Recorded information =
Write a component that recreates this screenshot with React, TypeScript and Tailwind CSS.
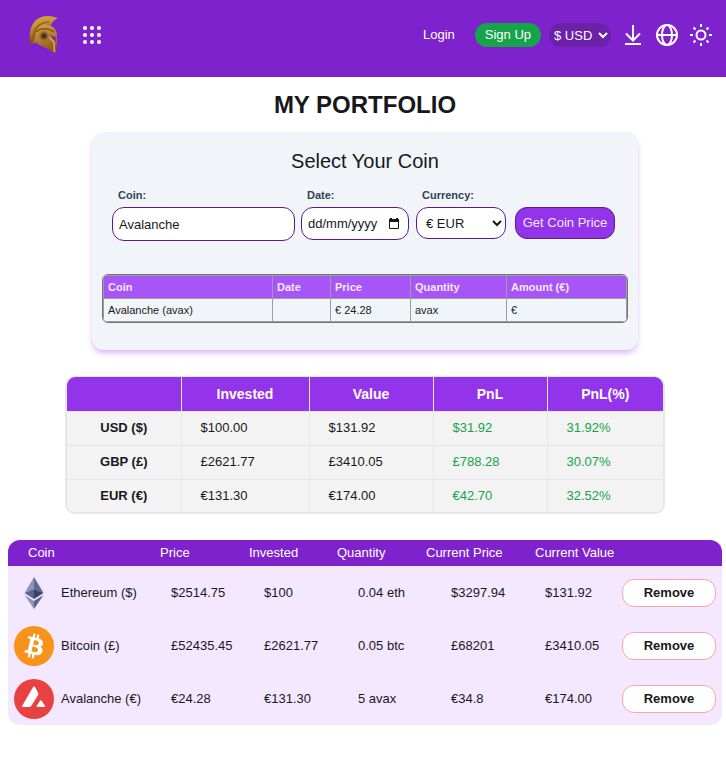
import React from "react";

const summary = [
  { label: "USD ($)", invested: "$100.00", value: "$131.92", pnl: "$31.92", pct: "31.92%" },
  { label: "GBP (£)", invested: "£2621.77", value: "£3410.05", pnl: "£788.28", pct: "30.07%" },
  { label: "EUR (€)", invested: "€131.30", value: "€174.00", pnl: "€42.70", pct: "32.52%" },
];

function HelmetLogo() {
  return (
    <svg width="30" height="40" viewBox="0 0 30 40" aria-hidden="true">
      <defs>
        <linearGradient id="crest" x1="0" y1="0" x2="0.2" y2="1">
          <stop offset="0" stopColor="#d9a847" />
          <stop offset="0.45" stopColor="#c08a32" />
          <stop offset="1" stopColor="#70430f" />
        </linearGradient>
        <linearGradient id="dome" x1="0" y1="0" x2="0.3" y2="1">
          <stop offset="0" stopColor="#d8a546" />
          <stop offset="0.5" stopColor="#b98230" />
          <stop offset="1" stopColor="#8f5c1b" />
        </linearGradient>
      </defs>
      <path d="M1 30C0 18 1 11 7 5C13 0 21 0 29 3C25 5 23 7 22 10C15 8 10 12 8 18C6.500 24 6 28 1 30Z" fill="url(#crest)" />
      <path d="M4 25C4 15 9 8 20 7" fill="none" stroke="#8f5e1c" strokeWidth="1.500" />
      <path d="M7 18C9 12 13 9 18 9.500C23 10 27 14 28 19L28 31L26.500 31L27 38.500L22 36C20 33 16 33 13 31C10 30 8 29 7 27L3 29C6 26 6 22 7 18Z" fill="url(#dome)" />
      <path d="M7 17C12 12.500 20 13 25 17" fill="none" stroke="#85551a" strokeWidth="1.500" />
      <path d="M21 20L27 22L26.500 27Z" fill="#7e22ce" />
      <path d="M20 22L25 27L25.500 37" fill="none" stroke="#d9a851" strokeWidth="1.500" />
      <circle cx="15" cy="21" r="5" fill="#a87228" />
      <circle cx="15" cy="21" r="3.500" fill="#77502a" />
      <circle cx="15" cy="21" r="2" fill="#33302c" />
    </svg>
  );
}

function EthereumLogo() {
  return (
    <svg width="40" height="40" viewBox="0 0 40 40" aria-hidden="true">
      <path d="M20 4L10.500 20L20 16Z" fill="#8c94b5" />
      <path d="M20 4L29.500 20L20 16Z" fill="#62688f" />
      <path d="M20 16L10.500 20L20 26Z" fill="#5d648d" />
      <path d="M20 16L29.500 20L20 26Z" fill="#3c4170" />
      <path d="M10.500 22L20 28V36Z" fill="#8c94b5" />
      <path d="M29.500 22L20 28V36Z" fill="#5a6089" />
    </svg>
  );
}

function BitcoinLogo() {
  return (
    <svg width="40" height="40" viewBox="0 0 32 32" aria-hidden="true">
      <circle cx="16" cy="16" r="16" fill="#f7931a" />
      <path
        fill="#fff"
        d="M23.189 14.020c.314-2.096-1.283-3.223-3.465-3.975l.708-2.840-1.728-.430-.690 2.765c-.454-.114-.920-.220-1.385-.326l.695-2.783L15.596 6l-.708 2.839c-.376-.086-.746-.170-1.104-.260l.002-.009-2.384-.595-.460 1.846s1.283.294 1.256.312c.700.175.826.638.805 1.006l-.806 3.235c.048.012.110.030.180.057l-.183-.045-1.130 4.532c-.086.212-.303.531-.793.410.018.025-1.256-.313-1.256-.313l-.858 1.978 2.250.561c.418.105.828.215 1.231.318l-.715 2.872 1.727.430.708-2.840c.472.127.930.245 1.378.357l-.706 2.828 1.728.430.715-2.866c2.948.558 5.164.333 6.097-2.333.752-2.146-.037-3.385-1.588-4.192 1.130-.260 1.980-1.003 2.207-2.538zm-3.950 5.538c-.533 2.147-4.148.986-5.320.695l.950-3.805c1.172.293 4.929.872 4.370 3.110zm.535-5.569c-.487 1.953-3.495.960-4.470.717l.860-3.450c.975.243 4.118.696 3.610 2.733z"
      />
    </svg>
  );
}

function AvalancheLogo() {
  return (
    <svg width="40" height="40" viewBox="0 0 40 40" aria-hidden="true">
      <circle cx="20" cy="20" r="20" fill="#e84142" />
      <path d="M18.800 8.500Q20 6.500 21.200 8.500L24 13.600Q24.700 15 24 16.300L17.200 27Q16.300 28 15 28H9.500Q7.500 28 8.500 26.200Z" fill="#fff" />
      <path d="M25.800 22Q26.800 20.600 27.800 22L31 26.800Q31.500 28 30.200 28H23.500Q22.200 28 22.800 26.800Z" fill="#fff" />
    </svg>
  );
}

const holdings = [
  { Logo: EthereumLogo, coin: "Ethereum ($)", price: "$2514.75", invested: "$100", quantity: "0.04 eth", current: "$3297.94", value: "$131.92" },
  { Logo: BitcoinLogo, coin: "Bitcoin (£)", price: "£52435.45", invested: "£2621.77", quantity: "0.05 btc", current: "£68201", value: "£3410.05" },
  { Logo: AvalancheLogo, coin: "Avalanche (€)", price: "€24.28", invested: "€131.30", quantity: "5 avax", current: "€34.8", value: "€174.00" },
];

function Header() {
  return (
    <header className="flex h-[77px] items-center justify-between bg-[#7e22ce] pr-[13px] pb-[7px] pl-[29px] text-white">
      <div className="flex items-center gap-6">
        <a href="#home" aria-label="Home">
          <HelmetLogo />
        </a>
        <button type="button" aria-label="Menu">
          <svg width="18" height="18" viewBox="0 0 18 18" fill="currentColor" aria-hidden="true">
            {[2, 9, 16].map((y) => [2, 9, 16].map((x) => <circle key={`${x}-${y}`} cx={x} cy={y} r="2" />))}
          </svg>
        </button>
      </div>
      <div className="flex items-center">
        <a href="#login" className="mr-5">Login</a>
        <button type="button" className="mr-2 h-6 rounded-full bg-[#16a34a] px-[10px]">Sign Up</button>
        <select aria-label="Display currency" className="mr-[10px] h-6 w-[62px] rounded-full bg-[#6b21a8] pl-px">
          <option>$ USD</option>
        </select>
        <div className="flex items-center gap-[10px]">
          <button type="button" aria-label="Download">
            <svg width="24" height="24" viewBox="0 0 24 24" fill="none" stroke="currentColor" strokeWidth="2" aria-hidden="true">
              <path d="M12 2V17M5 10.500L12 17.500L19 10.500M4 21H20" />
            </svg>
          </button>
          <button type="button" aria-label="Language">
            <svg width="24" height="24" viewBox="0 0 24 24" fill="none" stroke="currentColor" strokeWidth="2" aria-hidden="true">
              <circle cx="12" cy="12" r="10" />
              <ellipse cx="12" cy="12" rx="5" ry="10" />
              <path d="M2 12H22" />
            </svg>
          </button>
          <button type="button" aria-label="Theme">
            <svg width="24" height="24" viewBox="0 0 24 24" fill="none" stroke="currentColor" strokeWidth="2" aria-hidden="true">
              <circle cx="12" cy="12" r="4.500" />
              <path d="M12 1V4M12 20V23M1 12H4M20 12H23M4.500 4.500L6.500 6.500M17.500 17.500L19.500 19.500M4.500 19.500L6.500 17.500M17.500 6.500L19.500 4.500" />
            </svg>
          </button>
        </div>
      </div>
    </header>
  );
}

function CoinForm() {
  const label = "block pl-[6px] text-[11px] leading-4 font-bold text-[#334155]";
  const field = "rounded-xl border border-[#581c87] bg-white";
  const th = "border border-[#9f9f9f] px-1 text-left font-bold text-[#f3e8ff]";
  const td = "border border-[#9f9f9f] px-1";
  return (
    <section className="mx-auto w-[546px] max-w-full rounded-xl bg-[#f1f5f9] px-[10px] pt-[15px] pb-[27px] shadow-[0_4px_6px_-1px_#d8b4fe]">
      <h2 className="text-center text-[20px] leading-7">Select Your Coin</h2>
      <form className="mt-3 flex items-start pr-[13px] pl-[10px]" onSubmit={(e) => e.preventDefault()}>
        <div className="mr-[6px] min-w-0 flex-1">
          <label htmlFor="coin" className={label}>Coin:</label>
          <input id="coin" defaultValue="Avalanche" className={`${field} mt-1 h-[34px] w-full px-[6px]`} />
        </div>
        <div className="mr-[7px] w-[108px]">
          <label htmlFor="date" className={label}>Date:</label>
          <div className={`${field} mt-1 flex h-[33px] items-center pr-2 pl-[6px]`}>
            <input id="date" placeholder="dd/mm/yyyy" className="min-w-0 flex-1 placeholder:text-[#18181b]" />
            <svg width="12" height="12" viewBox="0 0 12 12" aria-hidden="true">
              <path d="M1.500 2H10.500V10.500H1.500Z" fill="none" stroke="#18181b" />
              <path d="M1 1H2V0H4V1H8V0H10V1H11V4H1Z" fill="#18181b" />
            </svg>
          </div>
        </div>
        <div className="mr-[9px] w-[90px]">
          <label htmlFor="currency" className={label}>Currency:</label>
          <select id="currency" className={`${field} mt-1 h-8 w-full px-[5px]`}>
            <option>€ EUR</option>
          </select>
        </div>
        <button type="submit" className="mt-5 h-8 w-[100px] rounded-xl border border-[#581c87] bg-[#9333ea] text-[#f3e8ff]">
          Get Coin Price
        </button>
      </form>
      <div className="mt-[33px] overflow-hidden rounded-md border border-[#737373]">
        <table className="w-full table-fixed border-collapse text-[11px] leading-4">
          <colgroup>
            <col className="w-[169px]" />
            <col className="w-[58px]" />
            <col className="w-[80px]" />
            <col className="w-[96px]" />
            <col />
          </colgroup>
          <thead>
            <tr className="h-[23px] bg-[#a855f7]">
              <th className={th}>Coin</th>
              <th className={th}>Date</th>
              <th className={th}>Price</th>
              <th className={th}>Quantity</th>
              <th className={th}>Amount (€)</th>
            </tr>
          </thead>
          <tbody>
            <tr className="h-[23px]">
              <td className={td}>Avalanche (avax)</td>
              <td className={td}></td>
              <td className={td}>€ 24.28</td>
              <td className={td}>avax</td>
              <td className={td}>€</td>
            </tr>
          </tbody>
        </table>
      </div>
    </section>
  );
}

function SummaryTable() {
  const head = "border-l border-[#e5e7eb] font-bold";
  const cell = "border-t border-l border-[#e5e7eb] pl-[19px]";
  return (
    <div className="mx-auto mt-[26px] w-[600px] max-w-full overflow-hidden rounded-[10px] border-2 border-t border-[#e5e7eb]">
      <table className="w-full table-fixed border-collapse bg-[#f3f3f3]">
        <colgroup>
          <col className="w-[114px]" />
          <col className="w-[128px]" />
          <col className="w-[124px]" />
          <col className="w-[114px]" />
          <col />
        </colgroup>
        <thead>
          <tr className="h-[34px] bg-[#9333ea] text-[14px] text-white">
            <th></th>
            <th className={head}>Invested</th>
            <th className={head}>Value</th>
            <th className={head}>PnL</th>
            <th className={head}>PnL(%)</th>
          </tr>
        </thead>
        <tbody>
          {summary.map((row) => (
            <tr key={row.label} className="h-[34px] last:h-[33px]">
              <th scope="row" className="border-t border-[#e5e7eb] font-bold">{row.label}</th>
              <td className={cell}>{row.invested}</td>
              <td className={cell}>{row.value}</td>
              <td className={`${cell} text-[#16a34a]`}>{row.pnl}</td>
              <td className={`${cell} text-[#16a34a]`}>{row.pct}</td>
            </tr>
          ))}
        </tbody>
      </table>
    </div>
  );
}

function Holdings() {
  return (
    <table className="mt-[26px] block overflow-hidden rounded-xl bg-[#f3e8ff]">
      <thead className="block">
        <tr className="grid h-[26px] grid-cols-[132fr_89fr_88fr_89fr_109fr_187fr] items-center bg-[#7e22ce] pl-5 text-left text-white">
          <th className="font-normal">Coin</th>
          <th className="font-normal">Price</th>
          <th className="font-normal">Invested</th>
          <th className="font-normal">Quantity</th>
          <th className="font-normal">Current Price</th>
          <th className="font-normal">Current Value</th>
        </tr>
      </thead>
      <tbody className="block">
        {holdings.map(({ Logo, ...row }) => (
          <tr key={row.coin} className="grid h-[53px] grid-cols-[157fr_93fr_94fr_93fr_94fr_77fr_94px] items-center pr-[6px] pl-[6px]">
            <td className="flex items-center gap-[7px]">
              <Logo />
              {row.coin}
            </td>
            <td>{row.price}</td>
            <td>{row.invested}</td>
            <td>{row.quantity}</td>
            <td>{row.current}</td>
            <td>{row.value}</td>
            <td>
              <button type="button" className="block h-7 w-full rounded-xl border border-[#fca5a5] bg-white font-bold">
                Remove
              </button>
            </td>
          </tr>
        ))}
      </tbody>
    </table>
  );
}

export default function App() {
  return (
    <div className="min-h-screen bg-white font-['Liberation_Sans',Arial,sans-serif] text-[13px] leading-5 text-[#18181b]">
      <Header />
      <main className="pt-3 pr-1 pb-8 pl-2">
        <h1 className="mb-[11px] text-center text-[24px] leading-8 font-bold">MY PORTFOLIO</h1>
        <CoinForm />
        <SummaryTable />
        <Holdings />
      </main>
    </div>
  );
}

Your instructions = Copy nothing but the lines from the first one in the listing through the line with "import React from", and omit the pictures.

Full solution =
Write a component that recreates this screenshot with React, TypeScript and Tailwind CSS.
import React from "react";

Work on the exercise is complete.